The timing is significant. Daystar’s School of Law has been steadily growing its reputation for producing graduates who think critically and act ethically. The new complex signals an ambition to scale that impact.

 

Students now have access to purpose-built spaces for legal scholarship, public lectures, and innovation in legal practice. The recent public lecture on legal scholarship, held just before the launch, showed the kind of academic conversations the school wants to host—ones that connect theory to Kenya’s social and political realities.

 

It also positions Daystar to contribute to East Africa’s cross-border legal services landscape. Partnerships like the one between BM Musau Advocates LLP and Interlaw Global, recently highlighted at the university, point to a future where Daystar-trained lawyers operate beyond Kenyan borders with a distinct ethical brand.

Buildings don’t make lawyers. People do. But the right building, built for the right purpose, can shape the kind of people who walk out of it.The David Musau Mumama Learning Complex is Daystar’s statement that legal education can’t be separated from character.

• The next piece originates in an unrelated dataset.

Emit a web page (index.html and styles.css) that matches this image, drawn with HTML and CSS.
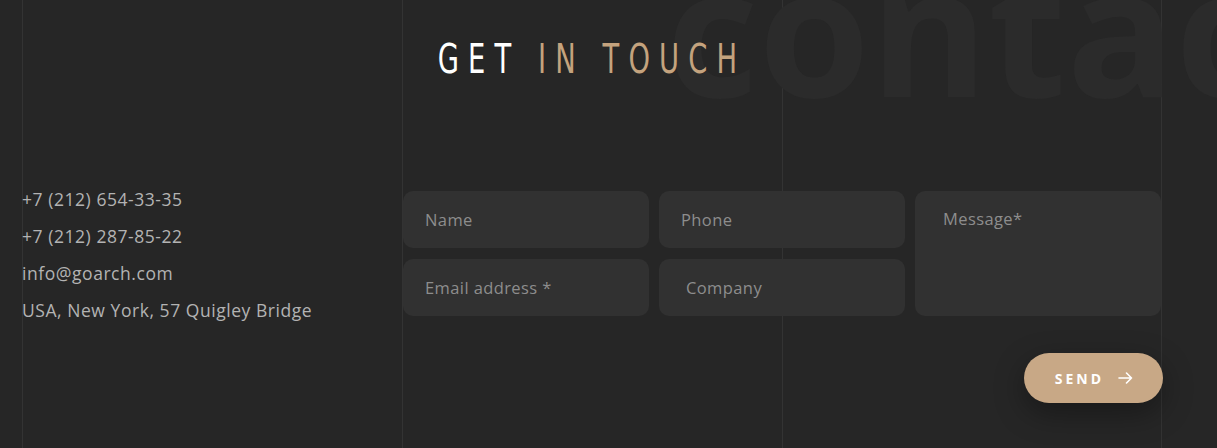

In a profession often criticized for prioritizing procedure over people, Daystar is betting that faith, ethics, and academic rigor can coexist—and that the graduates who walk these halls will carry that balance into courtrooms, boardrooms, and public office.

 

As the hymns faded and the doors opened to students, one thing was clear: this isn’t just a new facility. It’s an invitation to reimagine what justice looks like when it’s rooted in something deeper than statute.

 

If that invitation is taken seriously, the impact will not stay within Athi River’s gates. It will walk out into Kenya’s courts, its communities, and its future.